NOT FOR PUBLICATION WITHOUT THE

APPROVAL OF THE APPELLATE DIVISION

SUPERIOR COURT OF NEW JERSEY

APPELLATE DIVISION

DOCKET NO. 0A-4723-12T2

STATE OF NEW JERSEY

IN THE INTEREST OF Q.C.

_________________________________

September 16, 2015

 

Submitted June 2, 2015 Decided

Before Judges Messano and Sumners.

On appeal from Superior Court of New Jersey, Law Division, Union County, Docket No. FJ-20-1798-12.

Joseph E. Krakora, Public Defender, attorney for appellant Q.C. (Michael B. Jones, Assistant Deputy Public Defender, of counsel and on the brief).

Grace H. Park, Acting Union County Prosecutor, attorney for respondent State of New Jersey (Stephen K. Kaiser, Special Deputy Attorney General/Acting Assistant Prosecutor, of counsel and on the brief).

PER CURIAM

Juvenile Q.C., now age 19, appeals from an adjudication of delinquency for conduct that, if committed by an adult, would constitute second-degree robbery, N.J.S.A. 2C:15-1(a).1 The Family Part judge entered a disposition committing Q.C. to the Juvenile Justice Commission for two years. Having considered the arguments and applicable legal principles, we affirm.

I.

The record reflects that, on June 5, 2012, at around 3:30 p.m., after getting out of school, K.V. left his friend s house and began walking home. K.V. observed a young man walking across the street2 proceeding to approach K.V. K.V. became "nervous" and began "speed-walking." The young man however caught up with K.V. and asked to see K.V.'s iPad, but K.V. refused. The young man, later identified as appellant, grabbed K.V.'s iPad, while striking him on the head, causing K.V. to become "dizzy" and to lose his grip on the iPad. Appellant took the iPad, and K.V. returned to his school where he asked a secretary to contact the police.
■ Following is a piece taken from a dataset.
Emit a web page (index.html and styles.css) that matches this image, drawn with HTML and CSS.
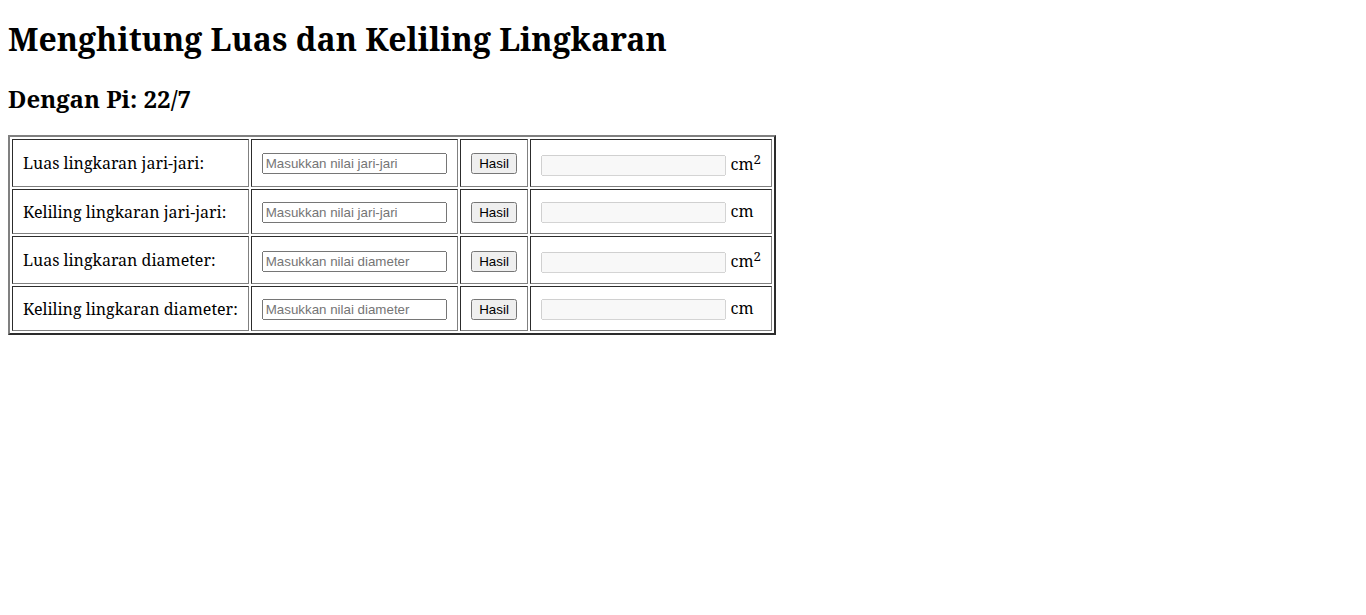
FILE: index.html
```html
<!DOCTYPE html>
<html>
<head>
<meta charset="utf-8">
<title>Lingkaran</title>
<link rel="stylesheet" href="styles.css">
</head>
<body>
<h1 class="title">Menghitung Luas dan Keliling Lingkaran</h1>
<h2>Dengan Pi: 22/7</h2>
<table class="calc" border="2" cellpadding="10">
<tr>
<td>Luas lingkaran jari-jari:</td>
<td><input type="text" placeholder="Masukkan nilai jari-jari"></td>
<td><button class="btn">Hasil</button></td>
<td><input type="text" disabled> cm<sup>2</sup></td>
</tr>
<tr>
<td>Keliling lingkaran jari-jari:</td>
<td><input type="text" placeholder="Masukkan nilai jari-jari"></td>
<td><button class="btn">Hasil</button></td>
<td><input type="text" disabled> cm</td>
</tr>
<tr>
<td>Luas lingkaran diameter:</td>
<td><input type="text" placeholder="Masukkan nilai diameter"></td>
<td><button class="btn">Hasil</button></td>
<td><input type="text" disabled> cm<sup>2</sup></td>
</tr>
<tr>
<td>Keliling lingkaran diameter:</td>
<td><input type="text" placeholder="Masukkan nilai diameter"></td>
<td><button class="btn">Hasil</button></td>
<td><input type="text" disabled> cm</td>
</tr>
</table>
</body>
</html>
```
FILE: styles.css
```css
body {
  font-family: "Noto Serif", "DejaVu Serif", serif;
}
.title {
  margin-top: 9.44px;
}
.btn {
  padding: 1px 6.5px;
}
```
When the police arrived, K.V. told them that he believed that the individual was the person who had taken his cell phone from him in an earlier incident that occurred after school, in April or May of that year.3 On direct examination, K.V. testified regarding the cell phone incident, stating he was face-to-face with his assailant, separated by approximately six inches, for approximately five minutes.

After the June 5 incident, K.V. was later able to identify appellant as his assailant from a picture on his friend's Facebook page.

At trial, K.V. positively identified appellant with "100%" certainty as the young man he encountered in April or May, 2012, and as the young man who struck him and took his iPad on June 5, 2012. K.V. stated that the robber wore a red sweater, "might be" taller than him and had a "low" or "clean" haircut. However, K.V. conceded that one cannot observe the haircut of a person wearing a hat. Additionally, the record reflects that appellant is six feet and two inches tall, ten inches taller than K.V.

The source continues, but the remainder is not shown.